Before the recent tax bill was passed, there was some discussion around lowering contribution limits on retirement accounts. While no changes on contribution limits made it to the final version of the bill it does lead us to wonder which congressional districts would have been affected the most. Below we look at data on retirement income other economic indicators for seniors to see where they are in the best position to enjoy their golden years.

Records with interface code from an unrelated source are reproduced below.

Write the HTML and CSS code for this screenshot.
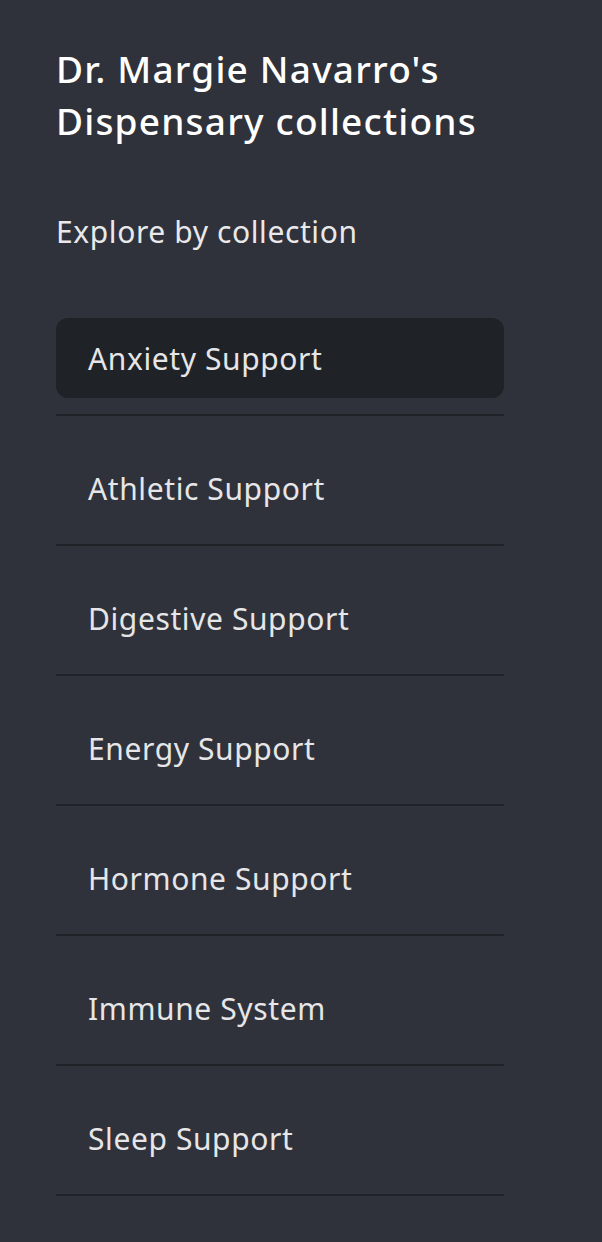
FILE: index.html
```html
<!DOCTYPE html>
<html lang="en">

<head>
    <meta charset="UTF-8">
    <meta name="viewport" content="width=device-width, initial-scale=1.0">
    <title>Dispensary collections</title>
    <link rel="stylesheet" href="styles.css">
</head>

<body>
    <div class="sidebar">
        <h1 class="title">Dr. Margie Navarro's Dispensary collections</h1>
        <p class="subtitle">Explore by collection</p>
        <ul class="collection-list">
            <li class="collection-item"><a class="collection-link active" href="#">Anxiety Support</a></li>
            <li class="collection-item"><a class="collection-link" href="#">Athletic Support</a></li>
            <li class="collection-item"><a class="collection-link" href="#">Digestive Support</a></li>
            <li class="collection-item"><a class="collection-link" href="#">Energy Support</a></li>
            <li class="collection-item"><a class="collection-link" href="#">Hormone Support</a></li>
            <li class="collection-item"><a class="collection-link" href="#">Immune System</a></li>
            <li class="collection-item"><a class="collection-link" href="#">Sleep Support</a></li>
        </ul>
    </div>
</body>

</html>
```

FILE: styles.css
```css
* {
    padding: 0;
    margin: 0;
    box-sizing: border-box;
    font-family: "Noto Sans", "Open Sans", sans-serif;
}

html, body {
    background-color: #2f323a;
}

.sidebar {
    width: 560px;
    min-height: 1242px;
    padding: 43px 56px 0 56px;
}

.title {
    color: #fff;
    font-size: 37px;
    font-weight: 500;
    line-height: 52px;
    letter-spacing: 1.2px;
    max-width: 460px;
}

.subtitle {
    margin-top: 65px;
    color: #e9e9eb;
    font-size: 30px;
    line-height: 40px;
    letter-spacing: 0.6px;
}

.collection-list {
    list-style: none;
    margin-top: 66px;
    width: 448px;
}

.collection-item {
    padding: 32px 0 16px 0;
    border-bottom: 2px solid #1f2226;
}

.collection-item:first-child {
    padding-top: 0;
}

.collection-link {
    display: flex;
    align-items: center;
    height: 80px;
    padding: 0 32px;
    border-radius: 12px;
    color: #e6e6e8;
    font-size: 30px;
    letter-spacing: 0.6px;
    text-decoration: none;
}

.collection-link.active {
    background-color: #1f2226;
}
```
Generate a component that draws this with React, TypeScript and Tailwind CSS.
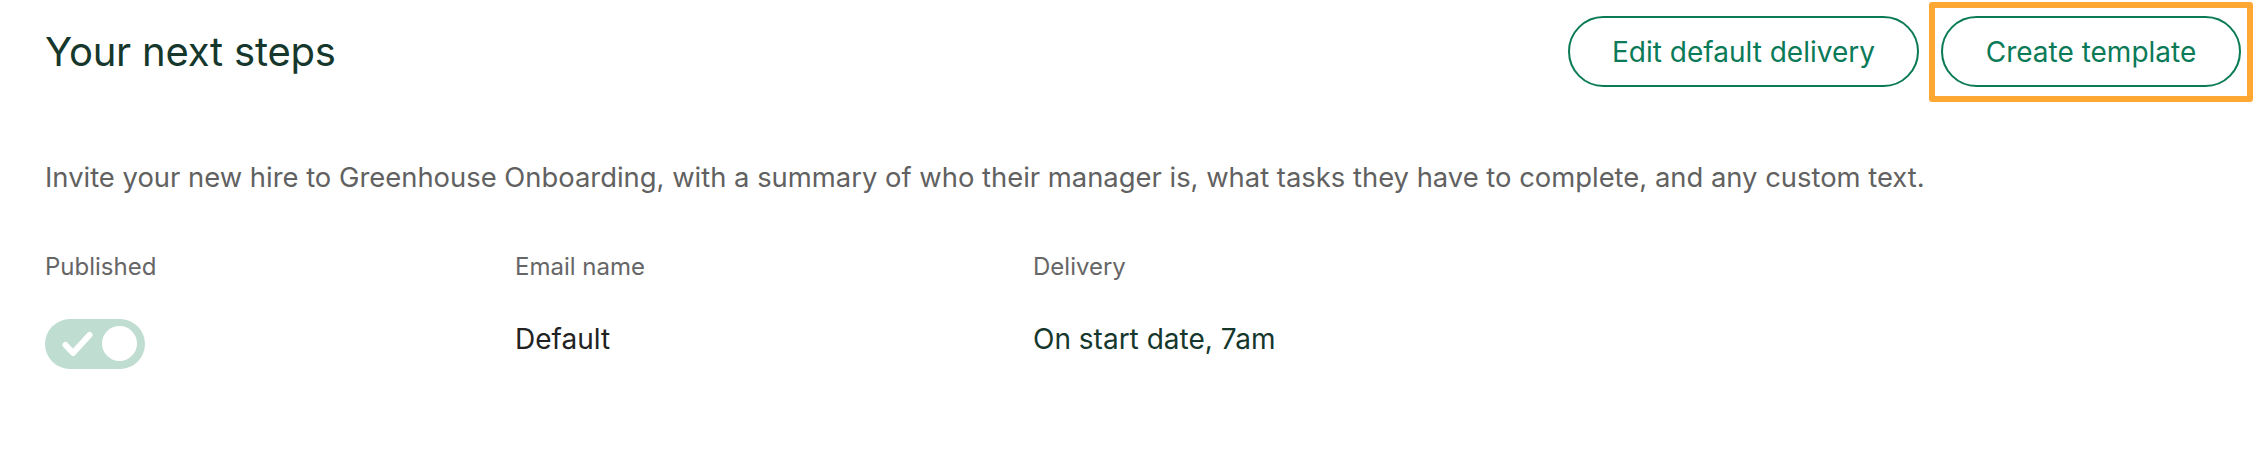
import React from 'react';

const Toggle: React.FC = () => (
  <div className="w-[100px] h-[50px] rounded-full bg-[#c0ddd2] flex items-center justify-between pl-[17px] pr-[8px]">
    <svg width="31" height="26" viewBox="0 0 31 26" fill="none">
      <path d="M3.5 14 L11 22 L27.5 4" stroke="white" strokeWidth="6" strokeLinecap="round" strokeLinejoin="round" />
    </svg>
    <span className="w-[35px] h-[35px] rounded-full bg-white" />
  </div>
);

export default function App() {
  return (
    <div className="w-[2268px] h-[462px] bg-white pl-[45px] pr-[27px] pt-[16px] font-['Inter',sans-serif]">
      <div className="flex items-center justify-between h-[71px]">
        <h2 className="text-[40px] leading-[48px] text-[#15372c] tracking-[-0.2px]">Your next steps</h2>
        <div className="flex items-center gap-[22px]">
          <button className="h-[71px] w-[351px] rounded-full border-2 border-[#0a7a57] text-[#0a7a57] text-[28px]">
            Edit default delivery
          </button>
          <div className="relative">
            <button className="h-[71px] w-[300px] rounded-full border-2 border-[#0a7a57] text-[#0a7a57] text-[28px]">
              Create template
            </button>
            <span className="absolute -left-[12px] -right-[12px] -top-[14px] -bottom-[15px] border-[6px] border-[#ffa733] rounded-[3px] pointer-events-none" />
          </div>
        </div>
      </div>

      <p className="mt-[72px] text-[27.4px] leading-[36px] text-[#616161]">
        Invite your new hire to Greenhouse Onboarding, with a summary of who their manager is, what tasks they have to complete, and any custom text.
      </p>

      <div className="mt-[56px] grid grid-cols-[470px_518px_1fr] text-[24px] leading-[32px] text-[#666666]">
        <span>Published</span>
        <span>Email name</span>
        <span>Delivery</span>
      </div>

      <div className="mt-[35px] grid grid-cols-[470px_518px_1fr] items-center text-[28px]">
        <Toggle />
        <span className="pb-[9px] text-[#222222]">Default</span>
        <span className="pb-[9px] text-[#15372c]">On start date, 7am</span>
      </div>
    </div>
  );
}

We analyzed data for the 431 congressional districts for which Census data was available. We ranked how prepared their seniors were for retirement by analyzing data on six metrics. Specifically, we looked at data on average retirement income, percent of seniors with retirement income, poverty rate for seniors, percent of seniors on food stamps, percent of seniors who own their home and percent of seniors who are housing cost-burdened. Check out our data and methodology section below to see where we got our data and how we put it together.

Key Findings

  • New York districts score poorly – Six of the bottom 10 congressional districts in this study were located in New York. In particular the less wealthy districts in New York City scored poorly. New York’s 15th and 13th congressional districts both scored in the bottom three.
  • Southern districts score well Virginia is home to three districts in the top 10. South Carolina also did well with two districts in the top 10. Add in one for Texas and one for Florida and Southern congressional districts took seven of the top 10 spots.

prepared for retirement

1. Utah – District 3

Utah’s third district tops our ranking. This is a Republican-leaning district currently represented by John Curtis. According to Census Bureau data, 90% of seniors here own their homes, the second-highest rate in our study. Homeownership is good for seniors looking to retire. It means long-term housing costs are kept low.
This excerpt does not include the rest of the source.